Kiesling experiences clean slate twice over

FORT WORTH, Texas (SWBTS) – “Seven years ago today, this very day, I was in court facing 15 years in prison,” Brandon Kiesling said. “And I stood before a judge who had every right to send me away without blinking an eye.”
 
Kiesling, a Master of Divinity student at Southwestern Seminary, shared his experience of grace, which God used to bring him to faith seven years ago, with friends of the seminary on April 5.
 
Kiesling used and sold drugs in high school, but since they did not affect his job performance or schoolwork, he dismissed their severity. However, his life soon tore apart when he encountered methamphetamines and his first arrest came in 2003, his junior year. Another arrest came in November. With the bond set at $100,000, he sat in jail in disbelief, and he soon stood before a judge, expecting no mercy.
 
Kiesling saw a veiled example of what he could receive if he placed his faith in Christ through the judge’s behavior toward him on that spring day in 2004. The judge granted him a suspended imposition of sentence, allowing him a clean record if he cleaned up: “I was shown grace when I deserved judgment,” said Kiesling.
 
When Kiesling put his trust in Christ the following Sunday, he experienced true forgiveness from God without having to clean up his life first.
 
“I realized God had a plan for my life, and mine wasn’t working, so I got on board with His plan,” said Kiesling.
 
Kiesling received his call to ministry the following year. After earning his B.A. in Biblical Studies, he and his wife, Alicia, traveled from their home in Missouri to Fort Worth so Kiesling could attend seminary.
 
God has placed a fire in Kiesling for sharing his faith, granting him the opportunity to lead six people to Christ during the past year.
 
Catherine was one whom Kiesling and professor Matthew Queen met when they shared door-to-door around the seminary. She started out the conversation shouting from the other side of her door as the two men stood on her porch but the conversation ended in her enthusiastically accepting Christ.
 
“I got the opportunity to see God’s word transform a person right before my very eyes,” said Kiesling.
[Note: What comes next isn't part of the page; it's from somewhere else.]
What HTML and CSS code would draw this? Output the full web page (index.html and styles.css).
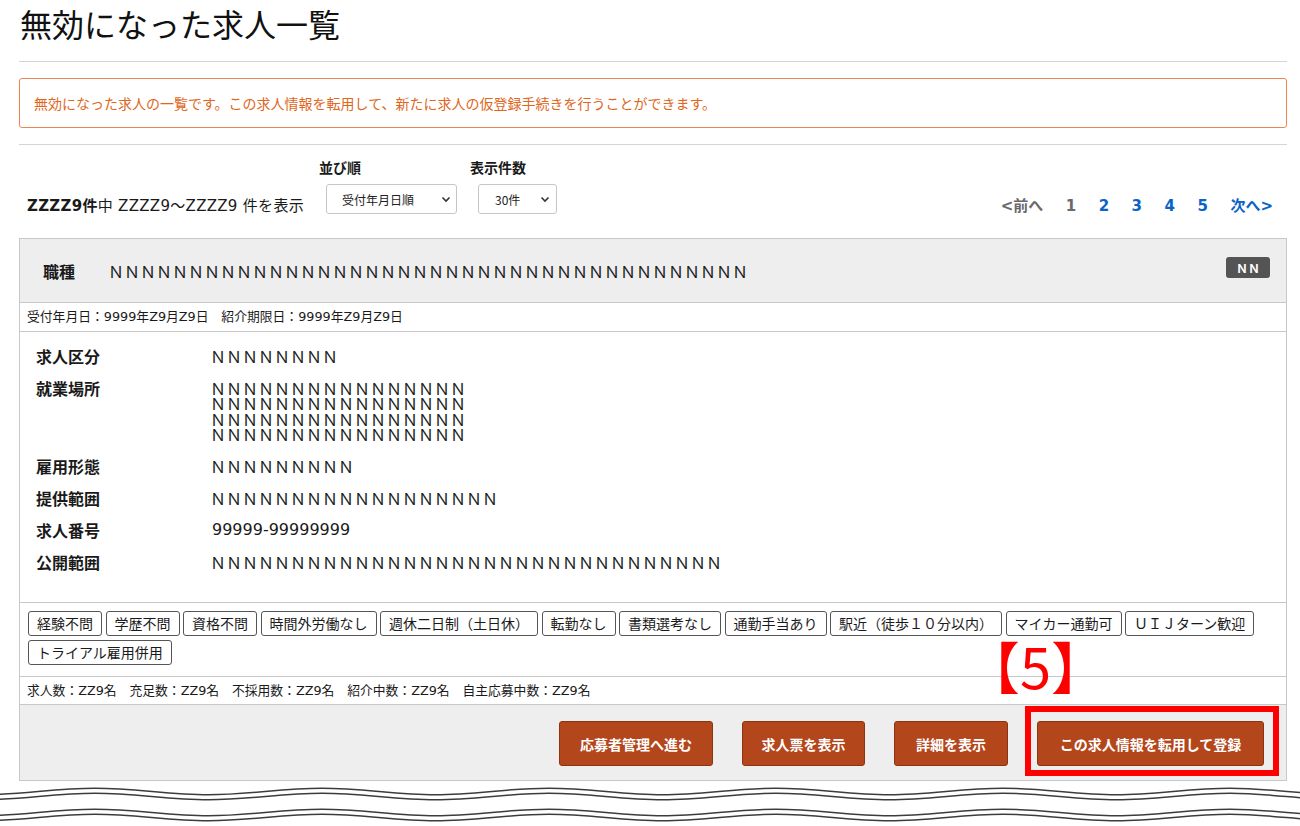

The Fish School of Evangelism and Missions at Southwestern enlisted Kiesling to serve as an evangelism team leader. In this role, he shares his faith on a weekly basis and mobilizes fellow students to join him.
 
Last fall, Southwestern Seminary students and faculty saw 127 people receive Christ through evangelism initiatives.
 
“The gospel is changing lives,” Kiesling says, “not only around this country, but on this very hill where we stand today.”